Female punk bands have been around since the genre started. But only now are they getting the kind of recognition they deserve. Meredith Graves of Perfect Pussy has been one of the most outspoken and visible contributors in the efforts to open up punk. She says there's a reason why white boys are the most visible. 

"It's because middle-class whiny fuckin' white boys are the only ones who are safe anymore," she told Mic. "Nobody else is allowed to talk about the shit they've gone through. And if they are, they're talking over someone else."

She wrote in the Talkhouse about what it feels like to try and make a minority experience heard over a majority voice. "Women are called upon every day to prove our right to participate in music on the basis of our authenticity — or perceived lack thereof," she writes. Even if a woman is lucky enough to pass those checks, she may still get seen as a "gimmick, there so the guys in your band seem progressive, or because you're cute, or they couldn't find anybody else. Worst of all, they might compliment you, and tell you that you're good — for a girl."

But increasingly, critics and fans are recognizing the independent legitimacy of female-led punk bands. Bigots in the mosh pit might not be ready to give Graves that respect, but Pitchfork, among many other publications, was more than happy to celebrate her record Say Yes to Love for the "life-affirming ... sonic avalanche" that it is.

Perfect Pussy was far from the only act bringing gender to the fore of the conversation, though. One of the most talked-about punk records of 2014 was Against Me!'s Transgender Dysphoria Blues, which provided perhaps the most in-depth dissection of the transgender experience punk has ever heard.

In 2012, the band's lead singer frontwoman Laura Jane Grace came out as transgender after living most of her life as Tom Gabel. Their first album since she revealed herself to the world, Transgender Dysphoria Blues, discusses the feelings of isolation, alienation and depression she faced coming to terms with her sexuality. She talks about infiltrating the "punk's boys' club" on the track  "Drinking With the Jocks." 

"I'm laughing at the faggots / Just like one of the boys," she sings of her attempts to fit in with the scene. The hypocrisy and pain of that lifestyle drives the album's narrator to the brink, but it all gives Grace's story a sense of urgency.

Big event albums like these force awareness of new voices on the public. Punk is now an older and somewhat institutionalized genre, and it will take a more significant shift from those institutions to really make the change. Against Me! is one of the rare non-majority punk acts that has gotten coverage on the commercial punk circuit. Mainstream punk festivals, like the Warped Tour, have received a fair share of criticism for the lack of diversity in their acts.

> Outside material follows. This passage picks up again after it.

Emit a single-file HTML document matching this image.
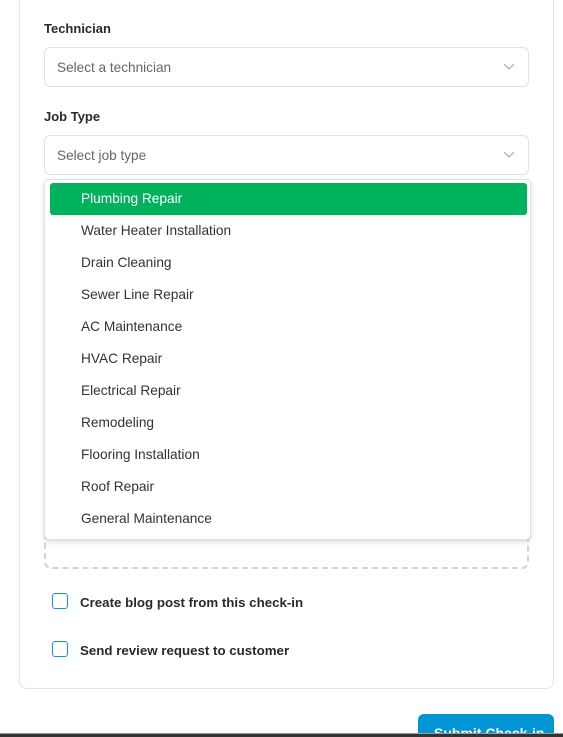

"I'll see these articles that say like 2% [sic] of the people playing these festivals are not male-identified, and that's kind of an embarrassing statistic," Sadie Dupuis, frontwoman of the band Speedy Ortiz, told Mic. "You'll hear companies saying, 'The bands just don't exist! We'd book them if they did.' But they do. That's a realm that I don't really care about musically – the more commercial punk stuff. But maybe I would if the bands weren't all total bros being hyped in the mainstream press."

This isn't exactly an anomaly in American history. Mish Way, lead singer of White Lung and journalist who's been published in the Guardian, Vice and Talkhouse, thinks it's barely an event in the punk scene.

"My female members of my band have never experienced any blatant misogyny because we do not put up with it," she told Mic via email. She admits that punk is a boys club, "but so is EVERYTHING IN A PATRIARCHY. Don't act like it's unique to punk and my band and my peers are all so fabulous for overcoming this great stride in music," she wrote (refusing to conform to the thesis of this article in true punk fashion). 

"The women of jazz in the 30's were punk as fuck and had to deal with a way more misogynistic landscape than we ever have, you know, Dinah and Bessie and all the rest. WHEN HAVE WOMEN NOT HAD TO DEAL WITH CRAP JUST FOR BEING WOMEN?"

But that's the point. In American history, that answer is never — and those are the narratives punk is meant to oppose. Punk gender equality is progressing at the same painfully slow pace as all gender equality in this country. We can hope one day there won't be a place or a need to write this kind of piece because the stereotypes will have dissolved and revolutionary music will find its own way to the people who need it. 

Until then, all we can do is continue supporting radical music and the musicians who make it. The good news is, that's only getting easier.